Strategic Fixes for Each Common Mistake
Thesis Construction Templates
To avoid the trap of a weak thesis, use a template that forces the inclusion of both a device and a thematic purpose. A reliable structure is: "In [Work], [Author] uses [Device A] and [Device B] to [Verb: explore/critique/illustrate] [Complex Theme/Meaning of the Work as a Whole]." For example: "In 'The Chimney Sweeper,' William Blake utilizes contrasting sets of color imagery and a deceptive nursery-rhyme meter to critique the institutionalized exploitation of children in industrial London." This template ensures you have a defensible thesis that includes a clear line of reasoning, satisfying the requirements for Row A of the rubric immediately.
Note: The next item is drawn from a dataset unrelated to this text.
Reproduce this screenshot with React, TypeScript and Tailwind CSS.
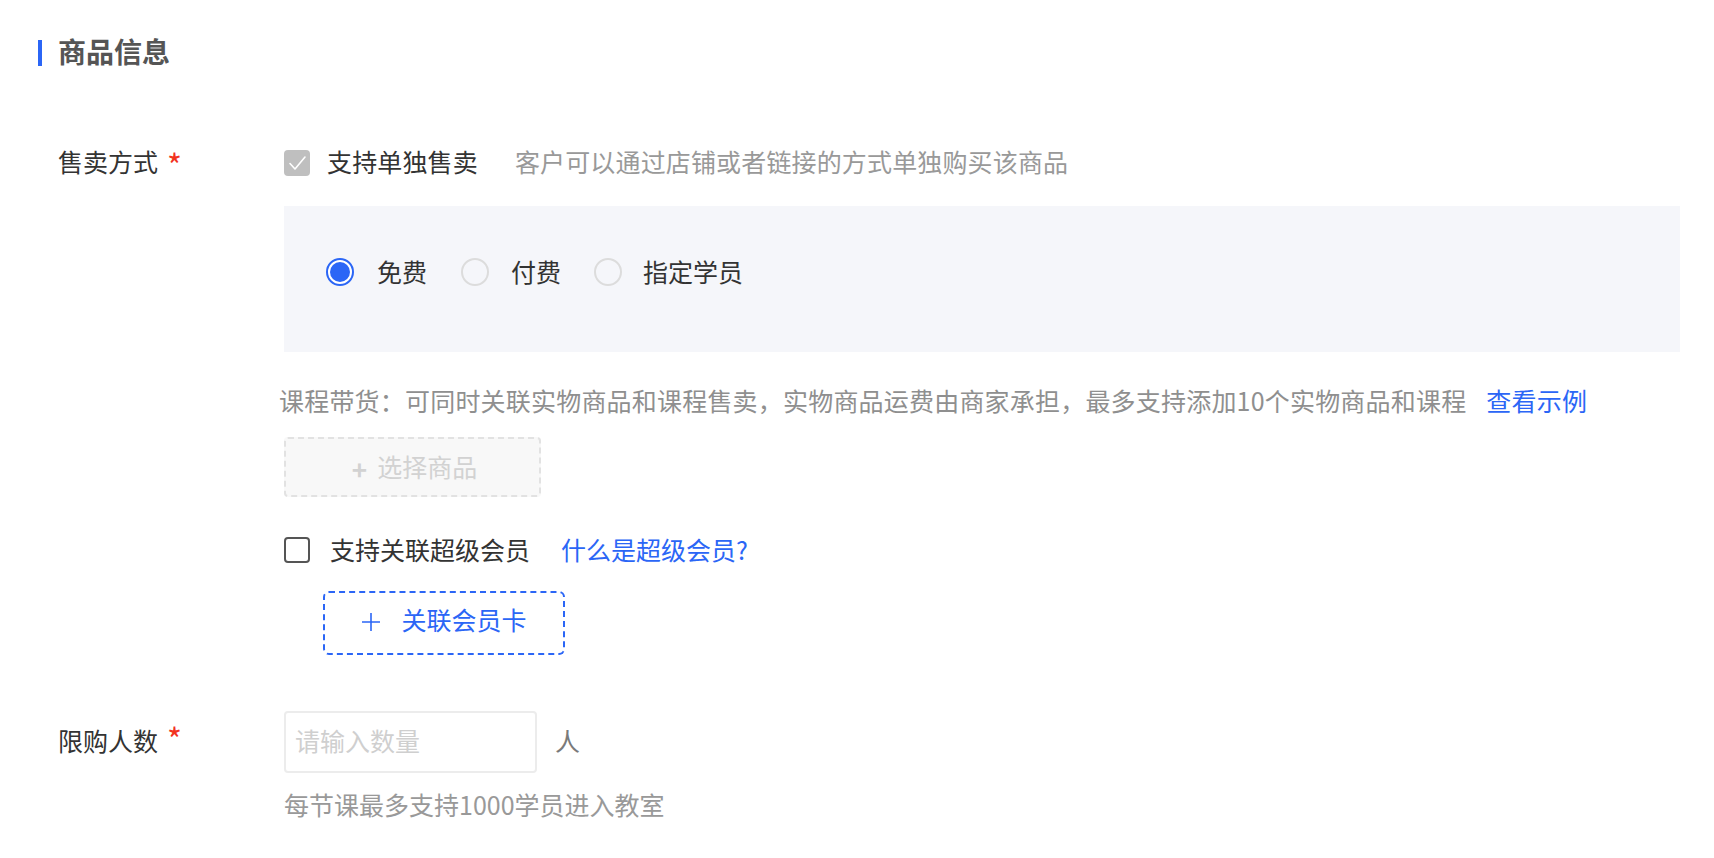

The Evidence & Commentary Sandwich Method
To ensure you never fall into plot summary, employ the "sandwich method" for every piece of evidence. The "top bread" is your claim or topic sentence. The "filling" is the specific, integrated textual evidence. The "bottom bread"—the most important part—is the commentary that explains how the evidence supports the claim. A good rule of thumb is that your commentary should be at least twice as long as the quote it analyzes. If you provide a five-word quote, you should provide at least ten to fifteen words of explanation. This ratio forces you to move beyond the surface level and engage in the deep interpretation required for a high score in Row B.
A Pre-Writing Checklist for Analysis
Before you begin writing, spend five minutes planning. A quick checklist can prevent the most common AP Lit essay errors. First, identify the "shift" in the passage—where does the tone or perspective change? Second, select three distinct literary elements you will analyze (e.g., diction, point of view, and symbolism). Third, jot down the "Meaning of the Work as a Whole" (MOWAW). Every paragraph you write should pass the "MOWAW Test": does this analysis help explain the author's larger message? By grounding your pre-writing in these three pillars—structure, devices, and theme—you create a roadmap that avoids summary and maintains a rigorous, analytical focus throughout the entire FRQ section.